• Recent data suggests that the climate is considerably more sensitive to carbon emissions than previously believed.
  • Many major international agencies are pressing to include green energy investments in stimulus packages, but the U.S. may be falling short.
  • The COVID-19 pandemic has caused untold damage to the global economy, but this interruption to the status quo could be a chance to create a ‘new energy order’
This week, the Guardian reported that “worst-case global heating scenarios may need to be revised upwards in light of a better understanding of the role of clouds.” This outlook is based on data from the United Nations Intergovernmental Panel on Climate Change, compiled for their upcoming sixth assessment. “Recent modelling data suggests the climate is considerably more sensitive to carbon emissions than previously believed, and experts said the projections had the potential to be ‘incredibly alarming.”  To date, it has proved extremely difficult to execute the kind of comprehensive change needed to meet the carbon emissions standards set by the Paris climate accord and to slow the momentum of business as usual. International agencies have been pleading for comprehensive reform of the energy industry to combat climate change for years, but so far that change has been incremental at best, and more often stagnant or even regressive from a climate perspective, as some political leaders around the globe walk back environmental protections.
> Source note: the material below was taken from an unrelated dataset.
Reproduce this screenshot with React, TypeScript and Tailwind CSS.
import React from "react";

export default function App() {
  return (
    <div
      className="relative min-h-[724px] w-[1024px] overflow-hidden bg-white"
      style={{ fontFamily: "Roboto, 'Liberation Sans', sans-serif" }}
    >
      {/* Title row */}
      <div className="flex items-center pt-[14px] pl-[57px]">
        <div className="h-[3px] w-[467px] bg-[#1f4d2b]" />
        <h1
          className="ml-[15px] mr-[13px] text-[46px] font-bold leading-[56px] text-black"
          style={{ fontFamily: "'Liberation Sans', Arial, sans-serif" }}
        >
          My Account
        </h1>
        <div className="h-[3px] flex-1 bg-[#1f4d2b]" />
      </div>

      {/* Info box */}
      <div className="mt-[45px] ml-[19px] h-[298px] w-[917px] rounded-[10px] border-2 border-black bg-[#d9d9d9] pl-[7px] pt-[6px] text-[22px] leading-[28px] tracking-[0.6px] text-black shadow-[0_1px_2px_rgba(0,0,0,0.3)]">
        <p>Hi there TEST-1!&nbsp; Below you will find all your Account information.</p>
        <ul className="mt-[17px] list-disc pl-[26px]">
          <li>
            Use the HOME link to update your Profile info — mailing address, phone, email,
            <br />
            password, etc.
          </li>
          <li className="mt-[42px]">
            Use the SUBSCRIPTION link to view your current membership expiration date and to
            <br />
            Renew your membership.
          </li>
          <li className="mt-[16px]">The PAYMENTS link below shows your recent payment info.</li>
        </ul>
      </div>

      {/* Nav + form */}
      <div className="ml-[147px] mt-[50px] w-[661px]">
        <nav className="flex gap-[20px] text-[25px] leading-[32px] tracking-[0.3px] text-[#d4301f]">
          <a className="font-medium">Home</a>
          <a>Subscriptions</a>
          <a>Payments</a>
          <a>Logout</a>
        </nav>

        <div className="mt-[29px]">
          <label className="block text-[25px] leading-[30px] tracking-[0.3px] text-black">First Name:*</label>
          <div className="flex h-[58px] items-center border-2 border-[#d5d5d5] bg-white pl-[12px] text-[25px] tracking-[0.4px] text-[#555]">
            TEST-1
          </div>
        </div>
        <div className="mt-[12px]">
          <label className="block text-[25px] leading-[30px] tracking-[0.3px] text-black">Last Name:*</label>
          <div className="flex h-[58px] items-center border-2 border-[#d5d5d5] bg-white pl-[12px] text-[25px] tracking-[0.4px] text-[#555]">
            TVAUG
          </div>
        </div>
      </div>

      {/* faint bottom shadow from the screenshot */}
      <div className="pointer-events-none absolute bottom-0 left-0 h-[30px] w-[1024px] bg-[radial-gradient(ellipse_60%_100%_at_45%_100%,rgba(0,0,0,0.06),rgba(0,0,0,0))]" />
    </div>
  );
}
But many experts think that the extraordinary circumstances we are currently living through provide a unique opportunity to reorient the global economy toward decarbonization. The COVID-19 pandemic has caused untold damage to the global economy, but this interruption to the status quo could be a once-in-a-lifetime chance to construct what the World Economic Forum advocated as a “new energy order.”

And the World Economic Forum is far from alone in this stance. This week, NPR reported that “around the world leaders see opportunity in the global pandemic to address the other big problem humanity faces: climate change.” The report singles out such big-name international agencies as the United Nations, the International Energy Agency, and the European Union, all of which are either considering or actively drafting stimulus plans that hold climate concerns as a central consideration. “But here in the United States,” NPR writes, “climate change and reducing greenhouse gas emissions have not been a part of the $3 trillion in relief packages passed so far.” Time echoed this lack of action from the United States in a May article titled “As the Rest of the World Plans a Green Recovery, America Is Once Again Falling Behind.”

It’s true that just this month, the news broke that for the first time in 135 years the United States’ renewable energy consumption overtook consumption of coal in last year’s energy mix. But while there has been much ink spilled about the success of renewable energy as the fossil fuel industry, and especially coal, has been slammed by the novel coronavirus crisis, oil and gas are still king in the United States, and they are leading by a huge margin. This reality is in direct contrast to what is being recommended by the international agencies listed above and what PV Tech reports is “a raft of new studies” which has “come to underscore the business case of pushing renewables to the heart of the COVID-19 recovery, amid claims green energy plays offer a low-cost, high-return opportunity for investors.”